Hamlet ghost

Ghosts in Shakespeare

Shakespeare’s ghosts carry unfinished things.

The Ghost in Hamlet

The most famous ghost in Shakespeare appears on the cold battlements of Elsinore. Armor shines in the dark, the air is cold at midnight, and guards whisper in fear.

Even before Hamlet himself talks to his father’s ghost, Shakespeare sets the mood so well that the audience already feels uneasy, as if the world itself is uncertain.

The ghost transforms grief into suspicion, suspicion into obsession, and obsession into tragedy.

Maybe the most unsettling thing is that Shakespeare never lets us be sure what the ghost really is.

Is he a real spirit who misses his son? Or is he just something in Hamlet’s mind?

Shakespeare understood that hauntings become more frightening when they resist explanation.

Ghosts as Memory

In Macbeth, Banquo’s ghost appears not because Banquo seeks revenge in the traditional Gothic sense, but because Macbeth himself cannot escape the memory of what he has done. The haunting emerges from guilt.

Again and again in Shakespeare, the supernatural mixes with the mind. The real horror is inside Macbeth’s conscience.

Long before modern horror stories looked at troubled minds, Shakespeare knew that people carry ghosts inside themselves.

The Thinness Between Worlds

People in Shakespeare’s time felt the line between the living and the dead was much thinner than we do today.

Ghost stories were everywhere, and the religious changes between Protestants and Catholics made people very anxious about the afterlife, purgatory, spirits, and what happened to souls after death.

Shakespeare writes directly into this uncertainty. His ghosts come from a culture that wasn’t sure if the dead were really gone. That doubt helps give the plays their strange feeling. The supernatural in Shakespeare rarely feels distant or fantastical. It feels close, as though the veil between worlds might briefly lift in the middle of an ordinary night.

Why Shakespeare’s Ghosts Still Feel Frightening

While modern horror often relies on jump scares, Shakespeare’s ghosts evoke the atmosphere of dark hallways, candlelight, and the tense feeling of seeing what others can’t. Even today, these scenes still work because Shakespeare knew that not knowing is scarier than being sure.

His ghosts never fully explain themselves, but you can feel them, and their presence stays with you.

Often, the most unsettling part isn’t the ghost itself, but what it shows us about the living people who see it.

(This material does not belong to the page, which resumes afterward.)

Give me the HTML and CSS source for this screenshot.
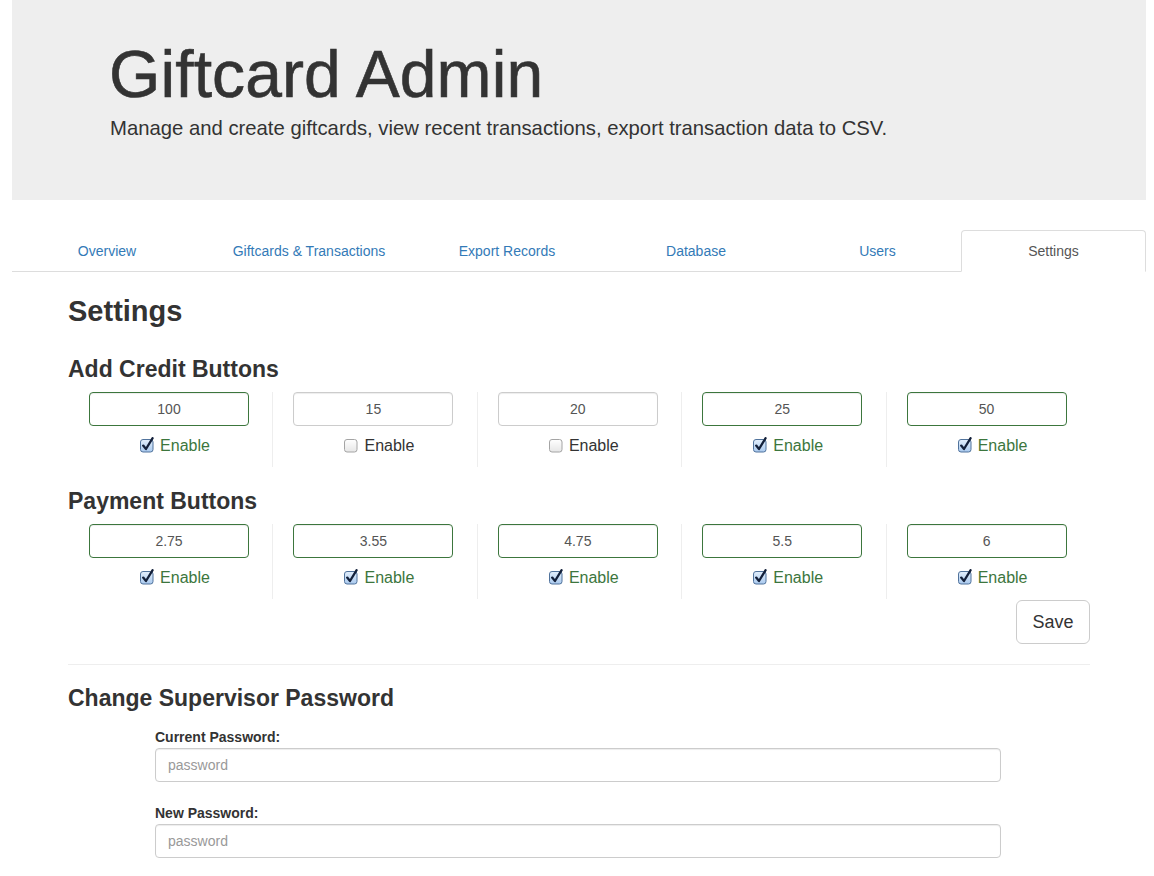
FILE: index.html
```html
<!DOCTYPE html>
<html>
<head>
<meta charset="utf-8">
<title>Giftcard Admin</title>
<link rel="stylesheet" href="styles.css">
</head>
<body>
<div class="page">
  <header class="jumbotron">
    <h1>Giftcard Admin</h1>
    <p>Manage and create giftcards, view recent transactions, export transaction data to CSV.</p>
  </header>

  <nav class="tabs">
    <a class="tab" href="#">Overview</a>
    <a class="tab" href="#">Giftcards &amp; Transactions</a>
    <a class="tab" href="#">Export Records</a>
    <a class="tab" href="#">Database</a>
    <a class="tab" href="#">Users</a>
    <a class="tab active" href="#">Settings</a>
  </nav>

  <main class="content">
    <h2 class="page-title">Settings</h2>

    <h3 class="section-title">Add Credit Buttons</h3>
    <div class="btn-row">
      <div class="btn-col">
        <input class="amount on" type="text" value="100">
        <label class="enable on"><svg class="cb" width="15" height="16" viewBox="0 0 15 16"><use href="#cb-on"/></svg>Enable</label>
      </div>
      <div class="btn-col">
        <input class="amount" type="text" value="15">
        <label class="enable"><svg class="cb" width="15" height="16" viewBox="0 0 15 16"><use href="#cb-off"/></svg>Enable</label>
      </div>
      <div class="btn-col">
        <input class="amount" type="text" value="20">
        <label class="enable"><svg class="cb" width="15" height="16" viewBox="0 0 15 16"><use href="#cb-off"/></svg>Enable</label>
      </div>
      <div class="btn-col">
        <input class="amount on" type="text" value="25">
        <label class="enable on"><svg class="cb" width="15" height="16" viewBox="0 0 15 16"><use href="#cb-on"/></svg>Enable</label>
      </div>
      <div class="btn-col">
        <input class="amount on" type="text" value="50">
        <label class="enable on"><svg class="cb" width="15" height="16" viewBox="0 0 15 16"><use href="#cb-on"/></svg>Enable</label>
      </div>
    </div>

    <h3 class="section-title second">Payment Buttons</h3>
    <div class="btn-row">
      <div class="btn-col">
        <input class="amount on" type="text" value="2.75">
        <label class="enable on"><svg class="cb" width="15" height="16" viewBox="0 0 15 16"><use href="#cb-on"/></svg>Enable</label>
      </div>
      <div class="btn-col">
        <input class="amount on" type="text" value="3.55">
        <label class="enable on"><svg class="cb" width="15" height="16" viewBox="0 0 15 16"><use href="#cb-on"/></svg>Enable</label>
      </div>
      <div class="btn-col">
        <input class="amount on" type="text" value="4.75">
        <label class="enable on"><svg class="cb" width="15" height="16" viewBox="0 0 15 16"><use href="#cb-on"/></svg>Enable</label>
      </div>
      <div class="btn-col">
        <input class="amount on" type="text" value="5.5">
        <label class="enable on"><svg class="cb" width="15" height="16" viewBox="0 0 15 16"><use href="#cb-on"/></svg>Enable</label>
      </div>
      <div class="btn-col">
        <input class="amount on" type="text" value="6">
        <label class="enable on"><svg class="cb" width="15" height="16" viewBox="0 0 15 16"><use href="#cb-on"/></svg>Enable</label>
      </div>
    </div>

    <div class="save-row">
      <button class="btn-save" type="button">Save</button>
    </div>

    <hr class="divider">

    <h3 class="section-title pw-title">Change Supervisor Password</h3>
    <form class="pw-form">
      <div class="form-group">
        <label class="field-label">Current Password:</label>
        <input class="field" type="password" placeholder="password">
      </div>
      <div class="form-group">
        <label class="field-label">New Password:</label>
        <input class="field" type="password" placeholder="password">
      </div>
    </form>
  </main>
</div>

<svg class="defs" width="0" height="0" aria-hidden="true">
  <defs>
    <linearGradient id="g-on" x1="0" y1="0" x2="0" y2="1">
      <stop offset="0" stop-color="#e3effc"/>
      <stop offset="1" stop-color="#a9c9ee"/>
    </linearGradient>
    <linearGradient id="g-off" x1="0" y1="0" x2="0" y2="1">
      <stop offset="0" stop-color="#ffffff"/>
      <stop offset="1" stop-color="#e6e6e6"/>
    </linearGradient>
    <symbol id="cb-on" viewBox="0 0 15 16">
      <rect x="0.5" y="2.5" width="12.5" height="12.5" rx="2.5" fill="url(#g-on)" stroke="#51739c"/>
      <path d="M3.2 8.6 L6 12 L12.6 1.2" fill="none" stroke="#13203a" stroke-width="2.3" stroke-linecap="round" stroke-linejoin="round"/>
    </symbol>
    <symbol id="cb-off" viewBox="0 0 15 16">
      <rect x="0.5" y="2.5" width="12.5" height="12.5" rx="2.5" fill="url(#g-off)" stroke="#a4a4a4"/>
    </symbol>
  </defs>
</svg>
</body>
</html>
```

FILE: styles.css
```css
* {
  box-sizing: border-box;
}

html, body {
  margin: 0;
  padding: 0;
  background: #fff;
}

body {
  font-family: "Liberation Sans", Arial, Helvetica, sans-serif;
  font-size: 14px;
  line-height: 1.42857;
  color: #333;
}

.page {
  margin: 0 8px 0 12px;
}

/* Jumbotron */
.jumbotron {
  background: #eeeeee;
  height: 200px;
  padding: 38px 0 0 97px;
}

.jumbotron h1 {
  margin: 0;
  font-size: 66px;
  line-height: 1.1;
  font-weight: 400;
  color: #333;
  letter-spacing: 0.1px;
  -webkit-text-stroke: 0.6px #333;
}

.jumbotron p {
  margin: 3px 0 0 1px;
  font-size: 20.3px;
  line-height: 1.4;
  font-weight: 400;
  color: #333;
}

/* Tabs */
.tabs {
  margin-top: 30px;
  display: grid;
  grid-template-columns: 190fr 214fr 182fr 196fr 167fr 185fr;
  height: 42px;
}

.tab {
  display: flex;
  align-items: center;
  justify-content: center;
  border-bottom: 1px solid #ddd;
  color: #337ab7;
  text-decoration: none;
  font-size: 14px;
  padding-top: 2px;
}

.tab.active {
  color: #555;
  border: 1px solid #ddd;
  border-bottom-color: #fff;
  border-radius: 4px 4px 0 0;
  background: #fff;
  padding-top: 1px;
}

/* Content */
.content {
  padding: 0 56px;
}

.page-title {
  margin: 24px 0 0;
  font-size: 29px;
  line-height: 1.1;
  font-weight: 700;
  color: #333;
}

.section-title {
  margin: 29px 0 10px;
  font-size: 23px;
  line-height: 1.1;
  font-weight: 700;
  color: #333;
}

.section-title.second {
  margin-top: 22px;
}

.btn-row {
  display: grid;
  grid-template-columns: repeat(5, 1fr);
}

.btn-col {
  padding: 0 0 11px 21px;
  display: flex;
  flex-direction: column;
  align-items: flex-start;
}

.btn-col + .btn-col {
  border-left: 1px solid #eee;
  padding-left: 20px;
}

.amount {
  width: 160px;
  height: 34px;
  padding: 6px 12px;
  border: 1px solid #ccc;
  border-radius: 4px;
  font-family: "Liberation Sans", Arial, Helvetica, sans-serif;
  font-size: 14px;
  color: #555;
  text-align: center;
  background: #fff;
  box-shadow: inset 0 1px 1px rgba(0, 0, 0, 0.075);
  outline: none;
}

.amount.on {
  border-color: #3c763d;
}

.enable {
  width: 160px;
  margin-top: 10px;
  display: flex;
  align-items: center;
  justify-content: center;
  padding-left: 12px;
  height: 20px;
  font-size: 16px;
  color: #333;
}

.enable.on {
  color: #3c763d;
}

.cb {
  display: block;
  margin-right: 5px;
  margin-top: -3px;
  flex: none;
}

.save-row {
  display: flex;
  justify-content: flex-end;
  margin-top: 1px;
}

.btn-save {
  width: 74px;
  height: 44px;
  font-family: "Liberation Sans", Arial, Helvetica, sans-serif;
  font-size: 18px;
  color: #333;
  background: #fff;
  border: 1px solid #ccc;
  border-radius: 6px;
  padding: 0;
}

.divider {
  margin: 20px 0 0;
  border: 0;
  border-top: 1px solid #eee;
  height: 0;
}

.section-title.pw-title {
  margin-top: 21px;
  margin-bottom: 15px;
}

.pw-form {
  padding-left: 87px;
  width: 933px;
}

.form-group {
  margin-bottom: 21px;
}

.field-label {
  display: block;
  font-weight: 700;
  font-size: 14px;
  line-height: 20px;
  margin-bottom: 1px;
  color: #333;
}

.field {
  display: block;
  width: 100%;
  height: 34px;
  padding: 6px 12px;
  border: 1px solid #ccc;
  border-radius: 4px;
  font-family: "Liberation Sans", Arial, Helvetica, sans-serif;
  font-size: 14px;
  color: #555;
  background: #fff;
  box-shadow: inset 0 1px 1px rgba(0, 0, 0, 0.075);
  outline: none;
}

.field::placeholder {
  color: #999;
}

.defs {
  position: absolute;
  width: 0;
  height: 0;
  overflow: hidden;
}
```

Richard III is haunted by the dead before his battle even starts. Macbeth falls apart from guilt, and Hamlet is driven by the need to get revenge for his father.

Ophelia’s Ghost

Ophelia

Interestingly, one of Shakespeare’s most haunting characters isn’t a ghost at all. Yet she still haunts us today.

Ophelia never returns supernaturally in Hamlet, but she lingers over the play long after her death.

Artists, writers, and audiences have continued to resurrect Ophelia for centuries precisely because Shakespeare leaves her suspended between presence and absence, making her a sort of cultural ghost.

Not fully gone, but also never entirely recoverable.

The Pre-Raphaelites understood this instinctively. Their paintings transformed Ophelia into one of the great haunting feminine images of Western art: beautiful, tragic, symbolic, impossible to fully separate from death itself.

Ghosts and Longing

This is why Shakespeare’s ghosts endure, not because modern audiences literally believe in spirits wandering castle halls, but because everyone understands the emotional reality of haunting.

We all know what it’s like to replay old conversations or feel the presence of people who shaped us, even after they’re gone. Shakespeare turns these feelings into drama, and the ghosts he created make grief visible. 

The Candle Still Burning

There’s something oddly comforting about Shakespeare’s ghosts, too. It’s not that they make us feel safe, but they remind us that the dead stay connected to the living through memory, stories, and longing. Ghosts appear because something mattered.

Love.
Betrayal.
Or a life unfinished.

Maybe that’s why these plays still speak to us after so many years. Shakespeare knew that people are haunted by nature.

We go through life carrying echoes… memories, voices, and words left unsaid. Sometimes, late at night when the house is quiet, and our minds wander, those ghosts still know just where to find us.